--- START OF Provided data ---

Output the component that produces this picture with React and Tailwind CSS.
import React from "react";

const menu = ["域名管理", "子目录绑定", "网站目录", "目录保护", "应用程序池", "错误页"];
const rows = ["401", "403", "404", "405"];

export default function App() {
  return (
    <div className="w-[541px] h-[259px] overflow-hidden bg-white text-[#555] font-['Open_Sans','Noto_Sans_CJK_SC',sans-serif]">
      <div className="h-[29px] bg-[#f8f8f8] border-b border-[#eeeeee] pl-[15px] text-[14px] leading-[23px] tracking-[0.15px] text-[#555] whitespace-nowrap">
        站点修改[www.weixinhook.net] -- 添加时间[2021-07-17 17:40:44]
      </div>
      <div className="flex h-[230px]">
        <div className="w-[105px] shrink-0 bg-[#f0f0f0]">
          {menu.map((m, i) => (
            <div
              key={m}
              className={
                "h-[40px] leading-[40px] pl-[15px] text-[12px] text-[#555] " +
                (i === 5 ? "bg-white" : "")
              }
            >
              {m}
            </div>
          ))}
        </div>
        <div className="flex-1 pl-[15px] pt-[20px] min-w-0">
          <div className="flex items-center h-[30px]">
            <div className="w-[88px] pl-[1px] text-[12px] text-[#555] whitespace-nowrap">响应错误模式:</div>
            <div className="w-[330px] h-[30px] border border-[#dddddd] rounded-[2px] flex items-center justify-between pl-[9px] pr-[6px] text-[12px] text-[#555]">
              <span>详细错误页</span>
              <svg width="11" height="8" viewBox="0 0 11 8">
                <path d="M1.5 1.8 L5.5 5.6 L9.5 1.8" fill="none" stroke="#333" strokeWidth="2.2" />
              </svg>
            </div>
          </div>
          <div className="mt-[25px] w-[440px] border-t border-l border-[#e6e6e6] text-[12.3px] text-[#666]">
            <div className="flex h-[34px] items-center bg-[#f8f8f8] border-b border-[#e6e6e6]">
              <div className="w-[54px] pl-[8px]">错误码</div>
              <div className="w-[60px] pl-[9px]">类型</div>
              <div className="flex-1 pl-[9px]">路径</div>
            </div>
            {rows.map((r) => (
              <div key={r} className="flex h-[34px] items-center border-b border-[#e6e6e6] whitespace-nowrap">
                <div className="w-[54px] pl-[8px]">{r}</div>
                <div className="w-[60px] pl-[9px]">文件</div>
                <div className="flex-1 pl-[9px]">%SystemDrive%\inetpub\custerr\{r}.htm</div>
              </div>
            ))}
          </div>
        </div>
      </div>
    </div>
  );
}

--- END OF Provided data ---

Written request:
Write out the data again, exactly and in full.

Solution below:
Output the component that produces this picture with React and Tailwind CSS.
import React from "react";

const menu = ["域名管理", "子目录绑定", "网站目录", "目录保护", "应用程序池", "错误页"];
const rows = ["401", "403", "404", "405"];

export default function App() {
  return (
    <div className="w-[541px] h-[259px] overflow-hidden bg-white text-[#555] font-['Open_Sans','Noto_Sans_CJK_SC',sans-serif]">
      <div className="h-[29px] bg-[#f8f8f8] border-b border-[#eeeeee] pl-[15px] text-[14px] leading-[23px] tracking-[0.15px] text-[#555] whitespace-nowrap">
        站点修改[www.weixinhook.net] -- 添加时间[2021-07-17 17:40:44]
      </div>
      <div className="flex h-[230px]">
        <div className="w-[105px] shrink-0 bg-[#f0f0f0]">
          {menu.map((m, i) => (
            <div
              key={m}
              className={
                "h-[40px] leading-[40px] pl-[15px] text-[12px] text-[#555] " +
                (i === 5 ? "bg-white" : "")
              }
            >
              {m}
            </div>
          ))}
        </div>
        <div className="flex-1 pl-[15px] pt-[20px] min-w-0">
          <div className="flex items-center h-[30px]">
            <div className="w-[88px] pl-[1px] text-[12px] text-[#555] whitespace-nowrap">响应错误模式:</div>
            <div className="w-[330px] h-[30px] border border-[#dddddd] rounded-[2px] flex items-center justify-between pl-[9px] pr-[6px] text-[12px] text-[#555]">
              <span>详细错误页</span>
              <svg width="11" height="8" viewBox="0 0 11 8">
                <path d="M1.5 1.8 L5.5 5.6 L9.5 1.8" fill="none" stroke="#333" strokeWidth="2.2" />
              </svg>
            </div>
          </div>
          <div className="mt-[25px] w-[440px] border-t border-l border-[#e6e6e6] text-[12.3px] text-[#666]">
            <div className="flex h-[34px] items-center bg-[#f8f8f8] border-b border-[#e6e6e6]">
              <div className="w-[54px] pl-[8px]">错误码</div>
              <div className="w-[60px] pl-[9px]">类型</div>
              <div className="flex-1 pl-[9px]">路径</div>
            </div>
            {rows.map((r) => (
              <div key={r} className="flex h-[34px] items-center border-b border-[#e6e6e6] whitespace-nowrap">
                <div className="w-[54px] pl-[8px]">{r}</div>
                <div className="w-[60px] pl-[9px]">文件</div>
                <div className="flex-1 pl-[9px]">%SystemDrive%\inetpub\custerr\{r}.htm</div>
              </div>
            ))}
          </div>
        </div>
      </div>
    </div>
  );
}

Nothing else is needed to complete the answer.